-- INSTRUCTION --
Copy out all the lines in the records that include the word "React".

-- DATA --
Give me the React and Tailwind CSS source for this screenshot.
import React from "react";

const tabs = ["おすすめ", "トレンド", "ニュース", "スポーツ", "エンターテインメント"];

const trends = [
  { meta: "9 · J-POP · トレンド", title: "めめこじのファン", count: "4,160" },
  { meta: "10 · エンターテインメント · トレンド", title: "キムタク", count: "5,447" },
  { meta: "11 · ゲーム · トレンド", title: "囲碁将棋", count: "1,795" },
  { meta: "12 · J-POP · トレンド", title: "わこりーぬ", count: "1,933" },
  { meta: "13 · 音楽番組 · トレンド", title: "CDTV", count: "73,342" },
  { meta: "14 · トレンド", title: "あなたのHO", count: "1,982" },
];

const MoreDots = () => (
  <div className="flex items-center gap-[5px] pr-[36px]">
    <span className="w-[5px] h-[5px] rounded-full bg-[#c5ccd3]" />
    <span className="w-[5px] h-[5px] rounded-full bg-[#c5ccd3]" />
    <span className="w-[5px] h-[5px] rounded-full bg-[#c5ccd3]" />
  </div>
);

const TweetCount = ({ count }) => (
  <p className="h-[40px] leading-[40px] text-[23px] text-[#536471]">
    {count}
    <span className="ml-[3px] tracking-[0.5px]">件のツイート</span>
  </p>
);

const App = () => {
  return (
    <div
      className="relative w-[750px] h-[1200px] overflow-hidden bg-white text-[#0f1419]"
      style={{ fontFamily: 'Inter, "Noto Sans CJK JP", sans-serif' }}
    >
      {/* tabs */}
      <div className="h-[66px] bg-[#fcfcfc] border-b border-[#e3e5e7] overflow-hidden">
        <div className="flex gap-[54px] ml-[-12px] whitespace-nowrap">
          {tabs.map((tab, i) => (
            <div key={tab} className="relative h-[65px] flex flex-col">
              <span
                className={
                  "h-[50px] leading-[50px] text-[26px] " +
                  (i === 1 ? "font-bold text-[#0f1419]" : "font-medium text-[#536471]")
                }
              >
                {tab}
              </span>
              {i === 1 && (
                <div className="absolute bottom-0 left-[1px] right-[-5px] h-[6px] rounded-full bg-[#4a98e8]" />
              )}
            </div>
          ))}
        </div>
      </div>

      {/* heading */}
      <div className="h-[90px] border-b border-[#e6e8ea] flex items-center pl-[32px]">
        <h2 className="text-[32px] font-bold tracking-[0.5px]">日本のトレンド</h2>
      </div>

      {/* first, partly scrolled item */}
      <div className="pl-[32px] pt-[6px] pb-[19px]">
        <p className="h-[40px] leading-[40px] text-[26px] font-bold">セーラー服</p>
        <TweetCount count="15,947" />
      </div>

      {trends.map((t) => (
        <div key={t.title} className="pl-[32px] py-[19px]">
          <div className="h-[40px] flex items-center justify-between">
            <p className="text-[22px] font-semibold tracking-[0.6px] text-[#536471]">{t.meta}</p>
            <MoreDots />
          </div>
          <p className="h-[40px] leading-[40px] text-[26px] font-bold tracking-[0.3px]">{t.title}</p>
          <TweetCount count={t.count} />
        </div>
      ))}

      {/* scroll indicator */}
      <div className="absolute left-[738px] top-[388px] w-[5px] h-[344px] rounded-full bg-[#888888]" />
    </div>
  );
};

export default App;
--
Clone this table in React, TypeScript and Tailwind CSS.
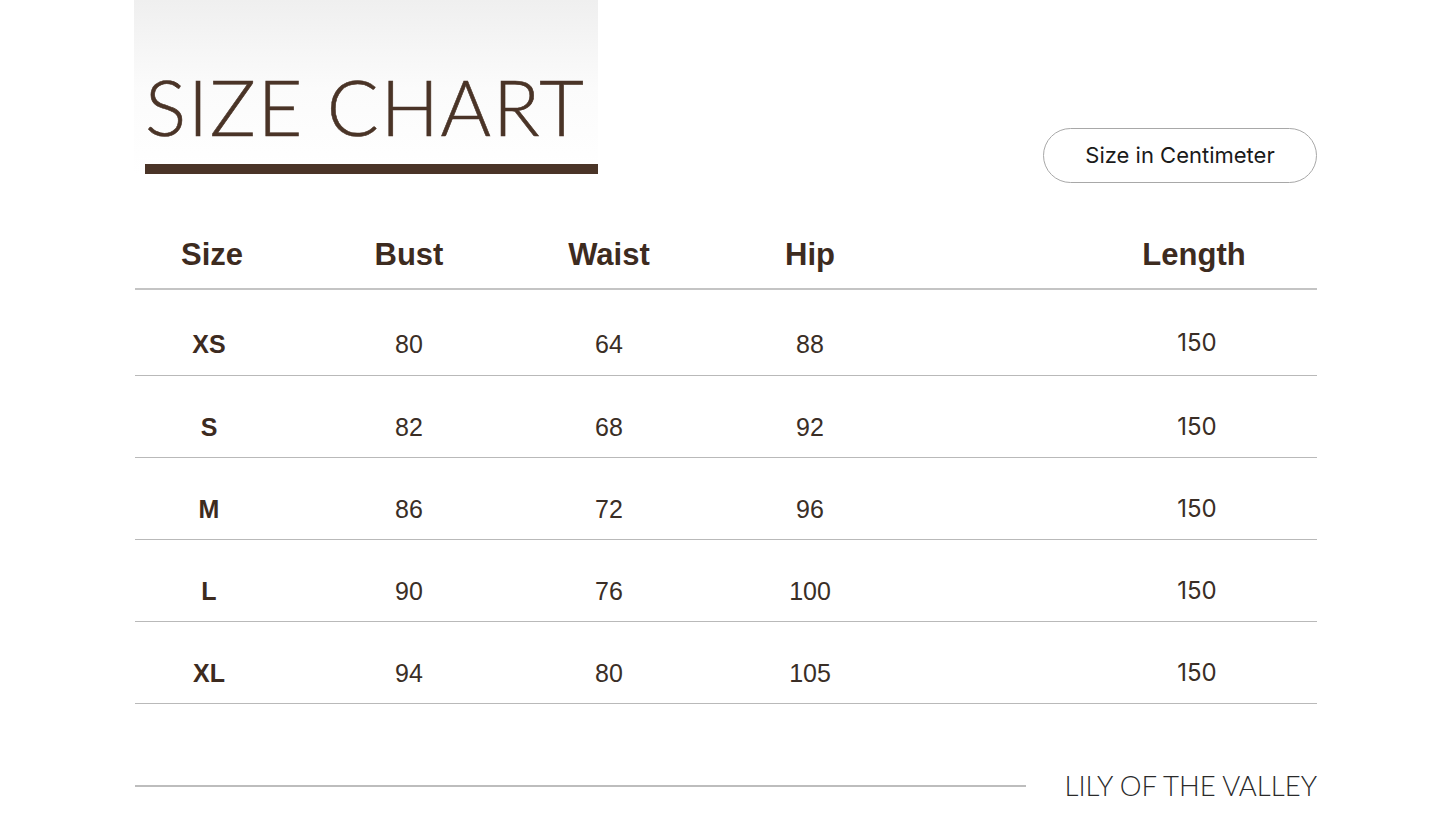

-- FULL SOLUTION --
Give me the React and Tailwind CSS source for this screenshot.
import React from "react";
Clone this table in React, TypeScript and Tailwind CSS.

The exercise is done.